City Hall Watch: Electric shock
The electric price surge observed for the past few months could give Calgarians insight into the cost of inaction on climate issues.
On February 9th, 2022, the administration presented its Industry Update on Electricity, Natural Gas, and Telecommunications to the City Council. One of the items covered is the evolution of the price of electricity provided by ENMAX. According to the report, its current level, 15.88 cents per kilowatt-hour (¢/kWh) is the highest price ever recorded since the Regulated Rate Option (RRO) was restructured by the provincial government in 2006. Compared to the price in the beginning of the pandemic (6.57 ¢/kWh in March 2020), this represents an increase of more than 140%. The RRO is a baseline price for gas and electricity for regulated retailers (ENMAX for Calgary). It is set by the Alberta Utilities Commission, an agency independent from the government, which adjusts it on a monthly basis.
[Image source: Industry Update on Electricity, Natural Gas, and Telecommunications, 2022]
The report mentions several reasons that could explain this surge: increased demand, generator outages (many overlapping as coal-fired units are being converted to using natural gas as its fuel source), a more aggressive price for carbon, firmer natural gas price, higher generator offer prices and extreme weather (polar vortex, prolonged heat wave in the summer and unseasonable cold in Alberta in December). Some of the elements in this list should raise our attention if we want to ensure that the transition to a decarbonised economy is done as smoothly as possible.
First, the demand for electricity is not likely to decrease within the next few decades, as the cheapest and most efficient pathway to a low-carbon economy is currently the electrification in the industrial, residential, and commercial sectors, also known as “electrify everything”. It consists of repowering fossil fuel powered activities (such as driving or home heating) with electricity while at the same time transitioning to 100% carbon free electricity. Currently, projections show an increase in electricity demand in Canada by 44% between 2021 and 2050, with half of this increase due to electrification. If we want to reach this target, we have to try to tackle it as early as possible as unpredictable events can severely affect the transition speed.

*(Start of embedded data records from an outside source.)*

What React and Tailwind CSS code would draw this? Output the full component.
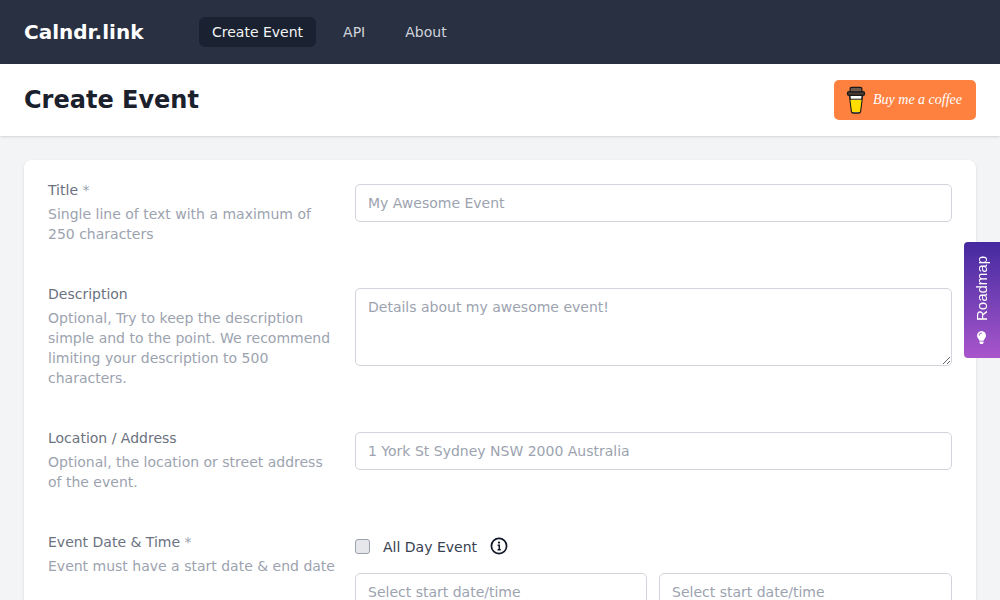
import React from 'react';
import { FaLightbulb } from 'react-icons/fa';

function Field({ label, required, help, children }) {
  return (
    <>
      <div>
        <div className="mb-2 text-sm leading-[12px] text-[#6b7280]">
          {label}
          {required && <span className="text-[#9ca3af]"> *</span>}
        </div>
        <p className="text-sm leading-5 text-[#9ca3af]">{help}</p>
      </div>
      <div>{children}</div>
    </>
  );
}

const inputCls = "block w-full h-[38px] rounded-[5px] border border-[#d1d5db] bg-white px-3 text-sm text-[#374151] placeholder:text-[#9ca3af] outline-none";

function CoffeeCup() {
  return (
    <svg width="20" height="28" viewBox="0 0 20 28" className="shrink-0">
      <path d="M3.6 9 L5.6 25.4 Q5.8 27 7.4 27 L12.6 27 Q14.2 27 14.4 25.4 L16.4 9 Z" fill="#fff" stroke="#1a1a1a" strokeWidth="1.6" strokeLinejoin="round" />
      <path d="M4.4 13.4 L5.9 25.2 Q6 26 7 26 L13 26 Q14 26 14.1 25.2 L15.6 13.4 Z" fill="#ffdd00" />
      <path d="M4.2 13.2 L15.8 13.2" stroke="#1a1a1a" strokeWidth="1" />
      <rect x="1.5" y="5.6" width="17" height="3.8" rx="1.4" fill="#4a3a32" stroke="#1a1a1a" strokeWidth="1.2" />
      <rect x="4" y="1.4" width="12" height="4.4" rx="1.8" fill="#6f5a4e" stroke="#1a1a1a" strokeWidth="1.2" />
    </svg>
  );
}

export default function App() {
  return (
    <div className="min-h-screen bg-[#f3f4f6] font-['DejaVu_Sans',sans-serif] antialiased">
      {/* Nav */}
      <nav className="flex h-16 items-center bg-[#283042] px-6">
        <a className="w-[175px] text-xl leading-7 font-bold text-white">Calndr.link</a>
        <div className="flex items-center gap-3">
          <a className="rounded-md bg-[#1a2130] px-[13px] py-[5px] text-sm leading-5 text-[#f3f4f6]">Create Event</a>
          <a className="ml-[2px] px-[13px] py-[5px] text-sm leading-5 text-[#d1d5db]">API</a>
          <a className="ml-[2px] px-[13px] py-[5px] text-sm leading-5 text-[#d1d5db]">About</a>
        </div>
      </nav>

      {/* Page header */}
      <header className="flex h-[72px] items-center justify-between bg-white px-6 shadow">
        <h1 className="text-2xl font-bold text-[#1a202c]">Create Event</h1>
        <a className="flex h-10 w-[142px] items-center gap-[7px] rounded-[5px] bg-[#ff813f] pl-3">
          <CoffeeCup />
          <span className="font-['Liberation_Serif',cursive] text-sm leading-none font-medium text-white italic">Buy me a coffee</span>
        </a>
      </header>

      {/* Form */}
      <main className="px-6 pt-6">
        <div className="grid grid-cols-[287px_597px] gap-x-5 gap-y-11 rounded-lg bg-white p-6 shadow-sm">
          <Field label="Title" required help="Single line of text with a maximum of 250 characters">
            <input className={inputCls} placeholder="My Awesome Event" />
          </Field>

          <Field label="Description" help="Optional, Try to keep the description simple and to the point. We recommend limiting your description to 500 characters.">
            <textarea className="block h-[78px] w-full rounded-[5px] border border-[#d1d5db] bg-white px-3 py-2 text-sm text-[#374151] outline-none placeholder:text-[#9ca3af]" placeholder="Details about my awesome event!" />
          </Field>

          <Field label="Location / Address" help="Optional, the location or street address of the event.">
            <input className={inputCls} placeholder="1 York St Sydney NSW 2000 Australia" />
          </Field>

          <Field label="Event Date & Time" required help="Event must have a start date & end date">
            <div className="mb-[17px] flex h-5 items-center">
              <span className="h-[15px] w-[15px] rounded-[3px] border border-[#9ca3af] bg-[#e5e7eb]" />
              <span className="ml-[13px] pt-px text-sm leading-5 text-[#374151]">All Day Event</span>
              <svg className="ml-[13px]" width="18" height="18" viewBox="0 0 18 18" fill="none">
                <circle cx="9" cy="9" r="7.6" stroke="#111827" strokeWidth="1.7" />
                <circle cx="9" cy="5.6" r="1.1" fill="#111827" />
                <path d="M7.6 8.2H9.3V12.6M7.6 12.8H10.8" stroke="#111827" strokeWidth="1.5" />
              </svg>
            </div>
            <div className="grid grid-cols-[292px_293px] gap-3">
              <input className={inputCls} placeholder="Select start date/time" />
              <input className={inputCls} placeholder="Select start date/time" />
            </div>
          </Field>
        </div>
      </main>

      {/* Roadmap tab */}
      <a className="fixed top-[242px] right-0 flex h-[116px] w-9 rotate-180 items-center justify-center gap-[10px] rounded-r-[4px] bg-gradient-to-t from-[#45289f] to-[#aa55cc] font-['Liberation_Sans',sans-serif] text-[15px] text-white [writing-mode:vertical-rl]">
        <FaLightbulb className="rotate-180" size={13} />
        <span>Roadmap</span>
      </a>
    </div>
  );
}
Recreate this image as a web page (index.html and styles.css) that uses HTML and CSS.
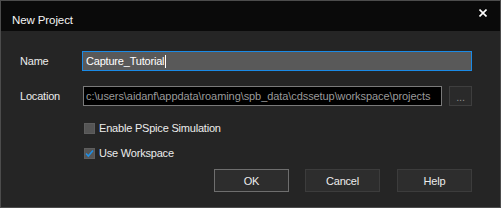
FILE: index.html
```html
<!DOCTYPE html>
<html>
<head>
<meta charset="utf-8">
<link rel="stylesheet" href="styles.css">
</head>
<body>
<div class="dialog">
  <div class="titlebar">
    <span class="title">New Project</span>
    <svg class="close" width="8" height="8" viewBox="0 0 8 8"><path d="M0.5 0.5 L7.5 7.5 M7.5 0.5 L0.5 7.5" stroke="#ffffff" stroke-width="1.6"/></svg>
  </div>
  <div class="content">
    <div class="row row-name">
      <div class="label">Name</div>
      <div class="field field-name"><span class="val">Capture_Tutorial</span><span class="caret"></span></div>
    </div>
    <div class="row row-loc">
      <div class="label">Location</div>
      <div class="field field-loc"><span class="val">c:\users\aidanf\appdata\roaming\spb_data\cdssetup\workspace\projects</span></div>
      <div class="browse">...</div>
    </div>
    <div class="check check-1">
      <div class="box"></div>
      <div class="clabel">Enable PSpice Simulation</div>
    </div>
    <div class="check check-2">
      <div class="box"><svg width="11" height="11" viewBox="0 0 11 11"><path d="M2 5.5 L4.3 8 L9 2.5" fill="none" stroke="#1e90e8" stroke-width="1.5"/></svg></div>
      <div class="clabel">Use Workspace</div>
    </div>
    <div class="buttons">
      <div class="btn btn-default">OK</div>
      <div class="btn">Cancel</div>
      <div class="btn btn-help">Help</div>
    </div>
  </div>
</div>
</body>
</html>
```
FILE: styles.css
```css
html, body {
  margin: 0;
  padding: 0;
  background: #252525;
}
.dialog {
  width: 501px;
  height: 208px;
  box-sizing: border-box;
  border: 1px solid #4c4c4c;
  background: #252525;
  font-family: "Liberation Sans", Arial, sans-serif;
  font-size: 11px;
  letter-spacing: -0.2px;
  color: #ececec;
  overflow: hidden;
}
.titlebar {
  height: 30px;
  background: #0a0a0a;
  display: flex;
  align-items: center;
  justify-content: space-between;
  padding: 0 13px 0 11px;
}
.title {
  font-size: 11.5px;
  letter-spacing: -0.1px;
  color: #f4f4f4;
  padding-top: 7px;
}
.close {
  display: block;
  margin-top: -6px;
}
.content {
  padding: 20px 28px 0 19px;
}
.row {
  display: flex;
  align-items: center;
  height: 20px;
}
.row-loc {
  margin-top: 15px;
}
.label {
  width: 62px;
  flex: none;
}
.field {
  box-sizing: border-box;
  height: 20px;
  display: flex;
  align-items: center;
  overflow: hidden;
  white-space: nowrap;
}
.field-name {
  width: 390px;
  border: 1px solid #1a8ae6;
  background: #595959;
  padding-left: 3px;
  color: #ffffff;
}
.caret {
  display: inline-block;
  width: 1px;
  height: 13px;
  background: #ffffff;
  margin-left: 1px;
}
.field-loc {
  width: 359px;
  margin-left: 1px;
  border: 1px solid #7a7a7a;
  background: #000000;
  padding-left: 2px;
  color: #9a9a9a;
  letter-spacing: -0.08px;
}
.browse {
  box-sizing: border-box;
  width: 23px;
  height: 20px;
  margin-left: 7px;
  border: 1px solid #3e3e3e;
  background: #2a2a2a;
  color: #8a8a8a;
  display: flex;
  align-items: center;
  justify-content: center;
  padding-top: 1px;
}
.check {
  display: flex;
  align-items: center;
  height: 11px;
  margin-left: 64px;
}
.check-1 {
  margin-top: 17px;
}
.check-2 {
  margin-top: 14px;
}
.box {
  box-sizing: border-box;
  width: 11px;
  height: 11px;
  background: #555555;
  border: 1px solid #5e5e5e;
  flex: none;
  position: relative;
}
.box svg {
  position: absolute;
  left: -1px;
  top: -1px;
}
.clabel {
  margin-left: 4px;
  line-height: 11px;
  white-space: nowrap;
}
.buttons {
  display: flex;
  justify-content: flex-end;
  gap: 16px;
  margin-top: 10px;
}
.btn {
  box-sizing: border-box;
  width: 75px;
  height: 23px;
  border: 1px solid #3c3c3c;
  background: #2d2d2d;
  display: flex;
  align-items: center;
  justify-content: center;
  color: #ececec;
}
.btn-default {
  border-color: #6e6e6e;
}
.btn-help {
  margin-left: 1px;
}
```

The influence of unpredictable events is well illustrated by the second item on the list: the outages overlapping with conversion of generator from coal to natural gas as their power source. In 2020, it was announced that the last coal-fired power plant in Alberta would be converted to natural gas by 2023. In fact, according to the Alberta Electric System Operator’s real time reporting, only one coal plant (with three generators) is remaining and will be off coal in 2023. This is ahead of the original target set to 2030, and while natural gas is still a carbon-intensive power source, it is still a progress as natural gas is more efficient and creates less GHG emissions than coal. However, clean technologies, like many other sectors, are facing supply chain issues which drive prices up and affect current projects schedules. As we realise how unprepared the world was for a global event such as a pandemic, this example shows that if Calgary wants to succeed in its transition to a low-carbon economy, it must address it quickly and be prepared with alternative solutions to reach its GHG reduction objectives without causing severe price surges.
But even after the conversion, external factors could still affect electricity prices. In this case, it will increase the influence of natural gas prices over electricity rates. It is currently stable as production levels returned to the pre-pandemic situation, but it might become a less attractive solution as carbon price increases, markets transition and geopolitical events disrupt supply chains. As of today, the price is currently set to 50 dollars per tonne of GHG emissions calculated in carbon dioxide equivalent ($/t CO2e), it will reach $170/t CO2e by 2030 and could increase up to $300/t CO2e by 2050. We also have to factor in the cost of carbon capture, which would have to be 100% efficient and ignore the effects of upstream methane emissions to allow those plants to keep working in a decarbonised economy. On the other side, the cost of renewable energy such as solar and wind power, two sources that would be viable in Alberta, keeps decreasing and is currently cheaper than operating existing fossil power plants.
Finally, the end of the provincial electricity price cap back in May 31st, 2021 also played a role in the increase, but this deregulation issue is not linked to GHG emissions.
All the elements listed above concurred to make matters worse: power availability was lower due to the conversion of the plants, the supply chain issues extended the duration of the problem while the outages lowered the power availability even more; and all of this happened in the context of increasing demand for electricity. The report also pointed out the role of extreme climatic events in the increased demand, which we now know are made more serious because of climate change. This, more than any of the other elements listed, shows the importance of starting the transition sooner rather than later. Otherwise, this could lead to a vicious circle of more frequent extreme events that would drive up energy demand, increasing the GHG emissions that would then strengthen the force of those extreme events and so on.
A frequent problem with climate change questions is that it appears as a vague threat that will occur over an entire lifetime. The electricity rate surge is a concrete example and its consequences can be felt immediately. All Calgarians can see how inaction would end up being more costly than investments. And if you are wondering what you could do at your own level, tell yourself that by holding our representatives accountable, we can all ensure that Calgary does its share and keeps its promise to reach a net-zero target by 2050.